- STORED DATA -

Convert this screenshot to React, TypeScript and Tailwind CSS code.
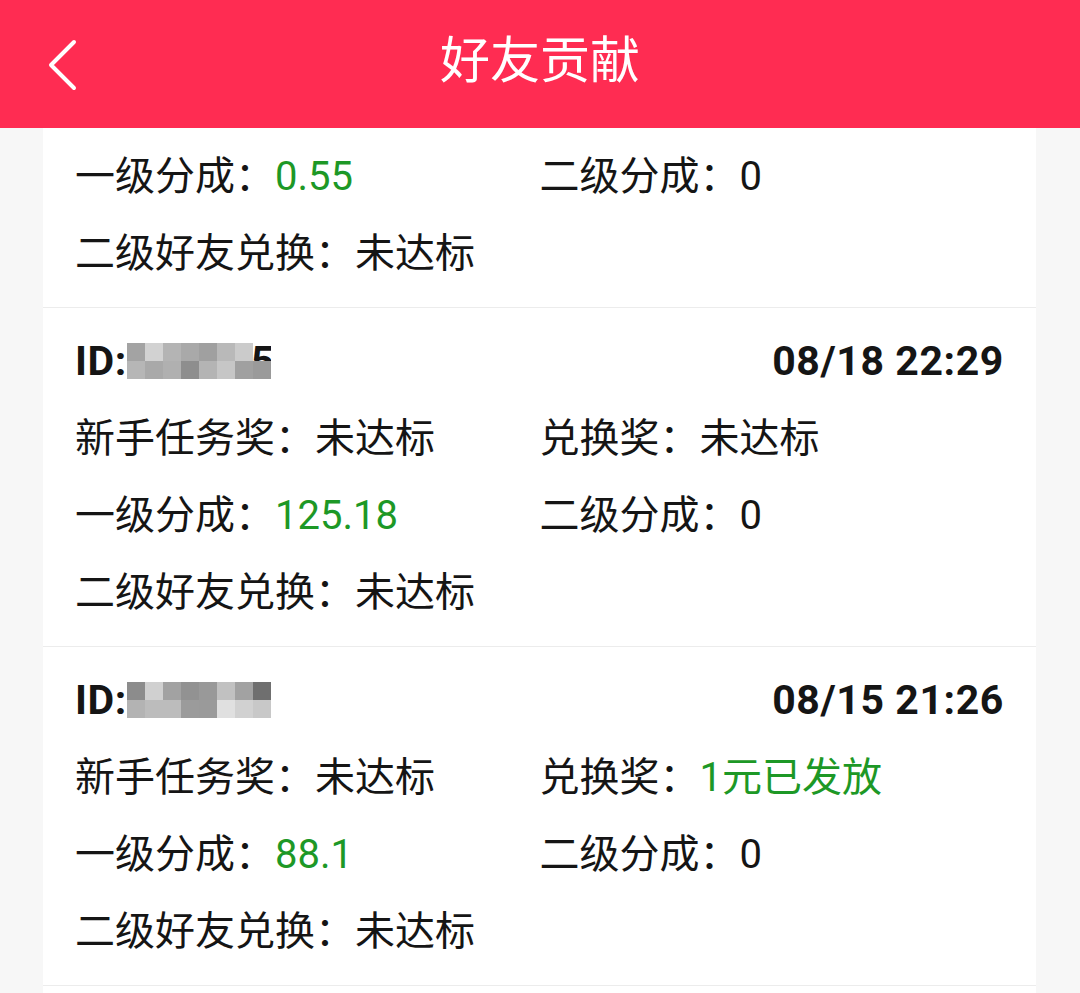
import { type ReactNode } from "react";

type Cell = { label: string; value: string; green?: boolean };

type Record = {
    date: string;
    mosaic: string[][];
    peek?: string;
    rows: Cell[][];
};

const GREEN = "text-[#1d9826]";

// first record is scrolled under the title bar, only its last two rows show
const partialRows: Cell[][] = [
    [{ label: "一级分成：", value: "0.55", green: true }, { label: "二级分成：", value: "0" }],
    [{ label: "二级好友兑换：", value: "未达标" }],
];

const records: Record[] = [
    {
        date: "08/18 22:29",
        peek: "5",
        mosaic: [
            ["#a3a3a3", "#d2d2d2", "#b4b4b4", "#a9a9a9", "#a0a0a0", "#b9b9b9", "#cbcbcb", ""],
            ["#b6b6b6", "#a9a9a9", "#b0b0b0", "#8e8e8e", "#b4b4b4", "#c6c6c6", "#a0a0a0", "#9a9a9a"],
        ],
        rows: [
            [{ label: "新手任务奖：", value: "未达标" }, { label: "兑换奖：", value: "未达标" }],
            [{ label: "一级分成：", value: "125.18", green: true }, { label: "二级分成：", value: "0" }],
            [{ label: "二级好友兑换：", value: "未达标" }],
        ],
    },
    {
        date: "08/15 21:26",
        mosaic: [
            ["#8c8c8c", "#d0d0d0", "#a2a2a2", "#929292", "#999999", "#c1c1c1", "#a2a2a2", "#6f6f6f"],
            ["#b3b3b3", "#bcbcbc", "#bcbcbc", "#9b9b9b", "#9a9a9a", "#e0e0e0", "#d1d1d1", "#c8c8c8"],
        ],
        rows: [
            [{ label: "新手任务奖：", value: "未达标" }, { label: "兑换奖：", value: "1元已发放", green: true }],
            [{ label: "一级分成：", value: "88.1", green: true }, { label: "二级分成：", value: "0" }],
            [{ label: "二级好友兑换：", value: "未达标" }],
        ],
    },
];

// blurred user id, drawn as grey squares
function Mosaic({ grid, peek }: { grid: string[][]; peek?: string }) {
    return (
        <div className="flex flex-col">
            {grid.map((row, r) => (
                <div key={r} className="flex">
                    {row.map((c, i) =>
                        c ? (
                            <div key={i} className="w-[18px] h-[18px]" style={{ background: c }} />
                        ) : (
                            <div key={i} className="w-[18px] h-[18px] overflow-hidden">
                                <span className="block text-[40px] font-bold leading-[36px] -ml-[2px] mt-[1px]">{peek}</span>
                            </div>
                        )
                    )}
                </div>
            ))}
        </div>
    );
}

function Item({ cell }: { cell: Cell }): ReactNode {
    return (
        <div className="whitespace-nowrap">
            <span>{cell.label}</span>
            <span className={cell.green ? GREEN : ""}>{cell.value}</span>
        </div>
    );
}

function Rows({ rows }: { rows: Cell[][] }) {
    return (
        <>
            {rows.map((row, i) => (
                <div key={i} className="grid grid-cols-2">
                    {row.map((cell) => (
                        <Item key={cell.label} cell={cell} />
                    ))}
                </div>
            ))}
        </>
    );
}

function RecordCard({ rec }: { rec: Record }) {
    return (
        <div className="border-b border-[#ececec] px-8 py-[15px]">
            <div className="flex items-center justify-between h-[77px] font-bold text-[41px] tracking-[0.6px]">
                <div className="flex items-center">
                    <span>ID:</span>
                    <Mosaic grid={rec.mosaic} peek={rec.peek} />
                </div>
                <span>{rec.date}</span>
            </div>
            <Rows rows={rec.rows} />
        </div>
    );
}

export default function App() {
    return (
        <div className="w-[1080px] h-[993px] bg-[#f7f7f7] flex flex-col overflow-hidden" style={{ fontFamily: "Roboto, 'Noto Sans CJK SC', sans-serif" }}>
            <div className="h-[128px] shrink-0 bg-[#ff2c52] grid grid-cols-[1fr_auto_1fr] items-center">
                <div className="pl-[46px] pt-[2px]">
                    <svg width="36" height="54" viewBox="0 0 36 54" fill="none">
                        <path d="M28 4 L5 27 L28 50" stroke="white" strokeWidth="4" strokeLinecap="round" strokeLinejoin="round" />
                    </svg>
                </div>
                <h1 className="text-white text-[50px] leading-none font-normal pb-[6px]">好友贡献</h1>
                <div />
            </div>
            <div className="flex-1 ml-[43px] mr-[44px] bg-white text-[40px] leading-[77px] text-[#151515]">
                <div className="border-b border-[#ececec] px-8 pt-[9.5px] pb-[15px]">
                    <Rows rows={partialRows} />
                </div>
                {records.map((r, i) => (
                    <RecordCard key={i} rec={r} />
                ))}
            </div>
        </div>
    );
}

- EXERCISE AIM -
The material above holds pictures; copy everything else in it exactly.

- FINISHED TASK -
Convert this screenshot to React, TypeScript and Tailwind CSS code.
import { type ReactNode } from "react";

type Cell = { label: string; value: string; green?: boolean };

type Record = {
    date: string;
    mosaic: string[][];
    peek?: string;
    rows: Cell[][];
};

const GREEN = "text-[#1d9826]";

// first record is scrolled under the title bar, only its last two rows show
const partialRows: Cell[][] = [
    [{ label: "一级分成：", value: "0.55", green: true }, { label: "二级分成：", value: "0" }],
    [{ label: "二级好友兑换：", value: "未达标" }],
];

const records: Record[] = [
    {
        date: "08/18 22:29",
        peek: "5",
        mosaic: [
            ["#a3a3a3", "#d2d2d2", "#b4b4b4", "#a9a9a9", "#a0a0a0", "#b9b9b9", "#cbcbcb", ""],
            ["#b6b6b6", "#a9a9a9", "#b0b0b0", "#8e8e8e", "#b4b4b4", "#c6c6c6", "#a0a0a0", "#9a9a9a"],
        ],
        rows: [
            [{ label: "新手任务奖：", value: "未达标" }, { label: "兑换奖：", value: "未达标" }],
            [{ label: "一级分成：", value: "125.18", green: true }, { label: "二级分成：", value: "0" }],
            [{ label: "二级好友兑换：", value: "未达标" }],
        ],
    },
    {
        date: "08/15 21:26",
        mosaic: [
            ["#8c8c8c", "#d0d0d0", "#a2a2a2", "#929292", "#999999", "#c1c1c1", "#a2a2a2", "#6f6f6f"],
            ["#b3b3b3", "#bcbcbc", "#bcbcbc", "#9b9b9b", "#9a9a9a", "#e0e0e0", "#d1d1d1", "#c8c8c8"],
        ],
        rows: [
            [{ label: "新手任务奖：", value: "未达标" }, { label: "兑换奖：", value: "1元已发放", green: true }],
            [{ label: "一级分成：", value: "88.1", green: true }, { label: "二级分成：", value: "0" }],
            [{ label: "二级好友兑换：", value: "未达标" }],
        ],
    },
];

// blurred user id, drawn as grey squares
function Mosaic({ grid, peek }: { grid: string[][]; peek?: string }) {
    return (
        <div className="flex flex-col">
            {grid.map((row, r) => (
                <div key={r} className="flex">
                    {row.map((c, i) =>
                        c ? (
                            <div key={i} className="w-[18px] h-[18px]" style={{ background: c }} />
                        ) : (
                            <div key={i} className="w-[18px] h-[18px] overflow-hidden">
                                <span className="block text-[40px] font-bold leading-[36px] -ml-[2px] mt-[1px]">{peek}</span>
                            </div>
                        )
                    )}
                </div>
            ))}
        </div>
    );
}

function Item({ cell }: { cell: Cell }): ReactNode {
    return (
        <div className="whitespace-nowrap">
            <span>{cell.label}</span>
            <span className={cell.green ? GREEN : ""}>{cell.value}</span>
        </div>
    );
}

function Rows({ rows }: { rows: Cell[][] }) {
    return (
        <>
            {rows.map((row, i) => (
                <div key={i} className="grid grid-cols-2">
                    {row.map((cell) => (
                        <Item key={cell.label} cell={cell} />
                    ))}
                </div>
            ))}
        </>
    );
}

function RecordCard({ rec }: { rec: Record }) {
    return (
        <div className="border-b border-[#ececec] px-8 py-[15px]">
            <div className="flex items-center justify-between h-[77px] font-bold text-[41px] tracking-[0.6px]">
                <div className="flex items-center">
                    <span>ID:</span>
                    <Mosaic grid={rec.mosaic} peek={rec.peek} />
                </div>
                <span>{rec.date}</span>
            </div>
            <Rows rows={rec.rows} />
        </div>
    );
}

export default function App() {
    return (
        <div className="w-[1080px] h-[993px] bg-[#f7f7f7] flex flex-col overflow-hidden" style={{ fontFamily: "Roboto, 'Noto Sans CJK SC', sans-serif" }}>
            <div className="h-[128px] shrink-0 bg-[#ff2c52] grid grid-cols-[1fr_auto_1fr] items-center">
                <div className="pl-[46px] pt-[2px]">
                    <svg width="36" height="54" viewBox="0 0 36 54" fill="none">
                        <path d="M28 4 L5 27 L28 50" stroke="white" strokeWidth="4" strokeLinecap="round" strokeLinejoin="round" />
                    </svg>
                </div>
                <h1 className="text-white text-[50px] leading-none font-normal pb-[6px]">好友贡献</h1>
                <div />
            </div>
            <div className="flex-1 ml-[43px] mr-[44px] bg-white text-[40px] leading-[77px] text-[#151515]">
                <div className="border-b border-[#ececec] px-8 pt-[9.5px] pb-[15px]">
                    <Rows rows={partialRows} />
                </div>
                {records.map((r, i) => (
                    <RecordCard key={i} rec={r} />
                ))}
            </div>
        </div>
    );
}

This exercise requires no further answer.